MATERIAL FOR THIS TASK:
begin
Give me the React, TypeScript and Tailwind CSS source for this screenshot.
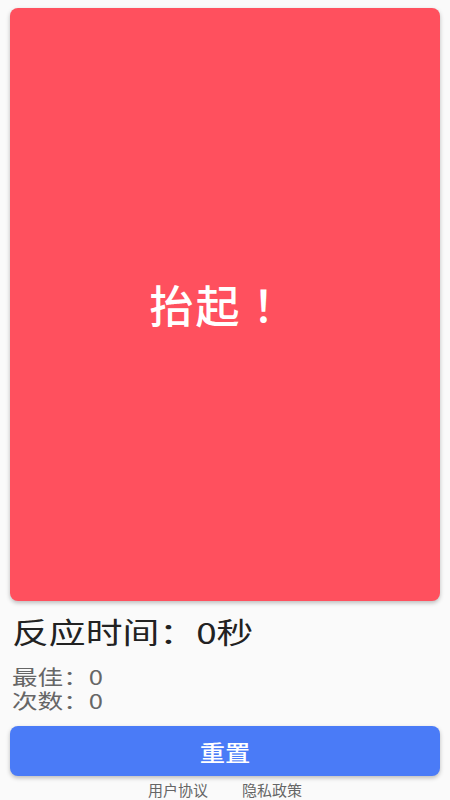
import React from "react";

export default function App() {
  const font = { fontFamily: '"Noto Sans CJK SC", "Noto Sans", sans-serif' };
  return (
    <div className="w-[450px] h-[800px] bg-[#fafafa] flex flex-col px-[10px] pt-[8px] overflow-hidden" style={font}>
      <div className="h-[593px] shrink-0 rounded-[8px] bg-[#ff505e] shadow-[0_2px_4px_rgba(0,0,0,0.25)] flex items-center justify-center">
        <span className="text-white text-[44px] font-medium leading-none tracking-[2px] mr-[13px] mt-[-2px] whitespace-nowrap">
          抬起<span style={{ fontFamily: '"Noto Sans CJK TC", sans-serif' }}>！</span>
        </span>
      </div>
      <div className="mt-[10px] pl-[2px] text-[29px] leading-[40px] text-[#222] whitespace-nowrap">
        <span className="inline-block origin-left scale-x-[1.27]">反应时间：0秒</span>
      </div>
      <div className="mt-[14px] pl-[2px] text-[20px] leading-[24px] text-[#666] whitespace-nowrap">
        <div><span className="inline-block origin-left scale-x-[1.28]">最佳：0</span></div>
        <div><span className="inline-block origin-left scale-x-[1.28]">次数：0</span></div>
      </div>
      <button className="mt-[13px] h-[50px] shrink-0 rounded-[8px] bg-[#4a7bf7] text-white text-[22px] font-medium shadow-[0_2px_4px_rgba(0,0,0,0.25)]">
        <span className="inline-block scale-x-[1.15]">重置</span>
      </button>
      <div className="mt-[5px] flex justify-center gap-[34px] text-[15px] leading-[18px] text-[#666] whitespace-nowrap">
        <span>用户协议</span>
        <span>隐私政策</span>
      </div>
    </div>
  );
}
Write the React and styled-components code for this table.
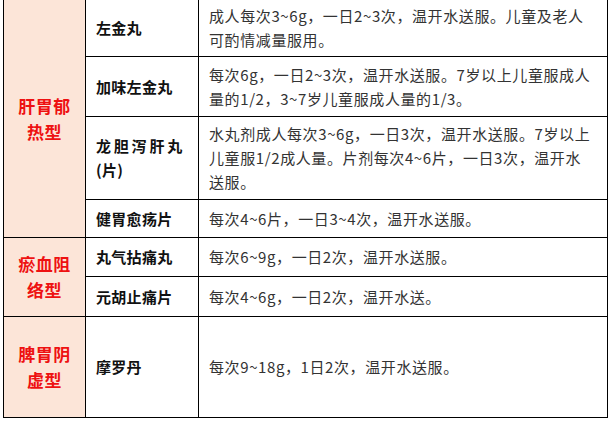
import React from 'react'
import styled, { createGlobalStyle } from 'styled-components'

const GlobalStyle = createGlobalStyle`
  * {
    box-sizing: border-box;
  }
  body {
    margin: 0;
    background: #ffffff;
    font-family: 'Noto Sans CJK SC', 'Noto Sans', sans-serif;
  }
`

const Page = styled.div`
  padding: 0 4px 0 3px;
  overflow: hidden;
  height: 424px;
`

const Table = styled.table`
  width: 605px;
  margin-top: -1px;
  border-collapse: collapse;
  table-layout: fixed;
`

const Row = styled.tr`
  height: ${p => p.h}px;
`

const Category = styled.td`
  width: 82px;
  background: #fce5d8;
  border: 1px solid #000;
  color: #ee1111;
  font-weight: 700;
  font-size: 17px;
  line-height: 26px;
  letter-spacing: 0.5px;
  text-align: center;
  vertical-align: middle;
  padding: 0 4px;
`

const Name = styled.td`
  width: 113px;
  border: 1px solid #000;
  color: #111;
  font-weight: 700;
  font-size: 15px;
  line-height: 24px;
  padding: 0 4px 0 10px;
  white-space: nowrap;
  vertical-align: middle;
`

const Spread = styled.span`
  letter-spacing: ${p => p.spread ? '2.8px' : '0.3px'};
`

const Dose = styled.td`
  border: 1px solid #000;
  color: #333;
  font-size: 15px;
  line-height: 24px;
  letter-spacing: 0.6px;
  padding: 0 6px 0 10px;
  vertical-align: middle;
  white-space: nowrap;
`

const groups = [
  {
    cat: ['肝胃郁', '热型'],
    rows: [
      { h: 57, name: ['左金丸'], dose: ['成人每次3~6g，一日2~3次，温开水送服。儿童及老人', '可酌情减量服用。'] },
      { h: 60, name: ['加味左金丸'], dose: ['每次6g，一日2~3次，温开水送服。7岁以上儿童服成人', '量的1/2，3~7岁儿童服成人量的1/3。'] },
      { h: 83, name: ['龙胆泻肝丸', '(片)'], spread: true, dose: ['水丸剂成人每次3~6g，一日3次，温开水送服。7岁以上', '儿童服1/2成人量。片剂每次4~6片，一日3次，温开水', '送服。'] },
      { h: 38, name: ['健胃愈疡片'], dose: ['每次4~6片，一日3~4次，温开水送服。'] },
    ],
  },
  {
    cat: ['瘀血阻', '络型'],
    rows: [
      { h: 39, name: ['丸气拈痛丸'], dose: ['每次6~9g，一日2次，温开水送服。'] },
      { h: 40, name: ['元胡止痛片'], dose: ['每次4~6g，一日2次，温开水送。'] },
    ],
  },
  {
    cat: ['脾胃阴', '虚型'],
    rows: [
      { h: 101, name: ['摩罗丹'], dose: ['每次9~18g，1日2次，温开水送服。'] },
    ],
  },
]

const lines = arr => arr.map((t, i) => (
  <React.Fragment key={i}>
    {i > 0 && <br />}
    {t}
  </React.Fragment>
))

export default function App() {
  return (
    <Page>
      <GlobalStyle />
      <Table>
        <tbody>
          {groups.map((g, gi) =>
            g.rows.map((r, ri) => (
              <Row key={`${gi}-${ri}`} h={r.h}>
                {ri === 0 && <Category rowSpan={g.rows.length}>{lines(g.cat)}</Category>}
                <Name>
                  {r.name.map((t, i) => (
                    <React.Fragment key={i}>
                      {i > 0 && <br />}
                      <Spread spread={r.spread && i === 0}>{t}</Spread>
                    </React.Fragment>
                  ))}
                </Name>
                <Dose>{lines(r.dose)}</Dose>
              </Row>
            ))
          )}
        </tbody>
      </Table>
    </Page>
  )
}
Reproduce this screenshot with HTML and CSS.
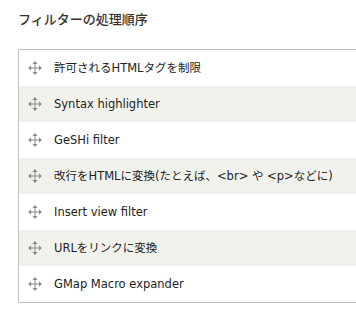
FILE: index.html
```html
<!DOCTYPE html>
<html lang="ja">
<head>
<meta charset="utf-8">
<link rel="stylesheet" href="styles.css">
</head>
<body>
<h2 class="title">フィルターの処理順序</h2>
<div class="list">
  <div class="row"><svg class="drag" viewBox="0 0 14 14"><path d="M7 2v10M2 7h10" /><path class="head" d="M7 0l-2.5 3h5zM7 14l-2.5-3h5zM0 7l3-2.5v5zM14 7l-3-2.5v5z"/></svg><span class="label">許可されるHTMLタグを制限</span></div>
  <div class="row alt"><svg class="drag" viewBox="0 0 14 14"><path d="M7 2v10M2 7h10" /><path class="head" d="M7 0l-2.5 3h5zM7 14l-2.5-3h5zM0 7l3-2.5v5zM14 7l-3-2.5v5z"/></svg><span class="label">Syntax highlighter</span></div>
  <div class="row"><svg class="drag" viewBox="0 0 14 14"><path d="M7 2v10M2 7h10" /><path class="head" d="M7 0l-2.5 3h5zM7 14l-2.5-3h5zM0 7l3-2.5v5zM14 7l-3-2.5v5z"/></svg><span class="label">GeSHi filter</span></div>
  <div class="row alt"><svg class="drag" viewBox="0 0 14 14"><path d="M7 2v10M2 7h10" /><path class="head" d="M7 0l-2.5 3h5zM7 14l-2.5-3h5zM0 7l3-2.5v5zM14 7l-3-2.5v5z"/></svg><span class="label">改行をHTMLに変換(たとえば、&lt;br&gt; や &lt;p&gt;などに)</span></div>
  <div class="row"><svg class="drag" viewBox="0 0 14 14"><path d="M7 2v10M2 7h10" /><path class="head" d="M7 0l-2.5 3h5zM7 14l-2.5-3h5zM0 7l3-2.5v5zM14 7l-3-2.5v5z"/></svg><span class="label">Insert view filter</span></div>
  <div class="row alt"><svg class="drag" viewBox="0 0 14 14"><path d="M7 2v10M2 7h10" /><path class="head" d="M7 0l-2.5 3h5zM7 14l-2.5-3h5zM0 7l3-2.5v5zM14 7l-3-2.5v5z"/></svg><span class="label">URLをリンクに変換</span></div>
  <div class="row"><svg class="drag" viewBox="0 0 14 14"><path d="M7 2v10M2 7h10" /><path class="head" d="M7 0l-2.5 3h5zM7 14l-2.5-3h5zM0 7l3-2.5v5zM14 7l-3-2.5v5z"/></svg><span class="label">GMap Macro expander</span></div>
</div>
</body>
</html>
```

FILE: styles.css
```css
html, body {
  margin: 0;
  padding: 0;
  background: #fff;
  overflow: hidden;
}
body {
  font-family: "DejaVu Sans", "Noto Sans CJK JP", sans-serif;
  color: #222;
}
.title {
  margin: 0;
  padding: 11px 0 0 18px;
  height: 38px;
  box-sizing: border-box;
  font-family: "Noto Sans CJK JP", sans-serif;
  font-size: 13px;
  font-weight: 500;
  line-height: 16px;
  color: #333;
}
.list {
  margin-left: 18px;
  margin-top: 11px;
  border: 1px solid #bfbfbf;
  border-right: none;
}
.row {
  height: 36px;
  display: flex;
  align-items: center;
  padding-left: 9px;
  gap: 12px;
}
.row.alt {
  background: #f2f2ed;
}
.drag {
  width: 14px;
  height: 14px;
  flex: none;
}
.drag path {
  stroke: #8a8a8a;
  stroke-width: 1;
  fill: none;
}
.drag path.head {
  stroke: none;
  fill: #8a8a8a;
}
.label {
  font-size: 11.5px;
  line-height: 14px;
  white-space: nowrap;
}
```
end
EXERCISE AIM: Copy each line above that contains the word "screenshot".

FULL OUTPUT:
Give me the React, TypeScript and Tailwind CSS source for this screenshot.
Reproduce this screenshot with HTML and CSS.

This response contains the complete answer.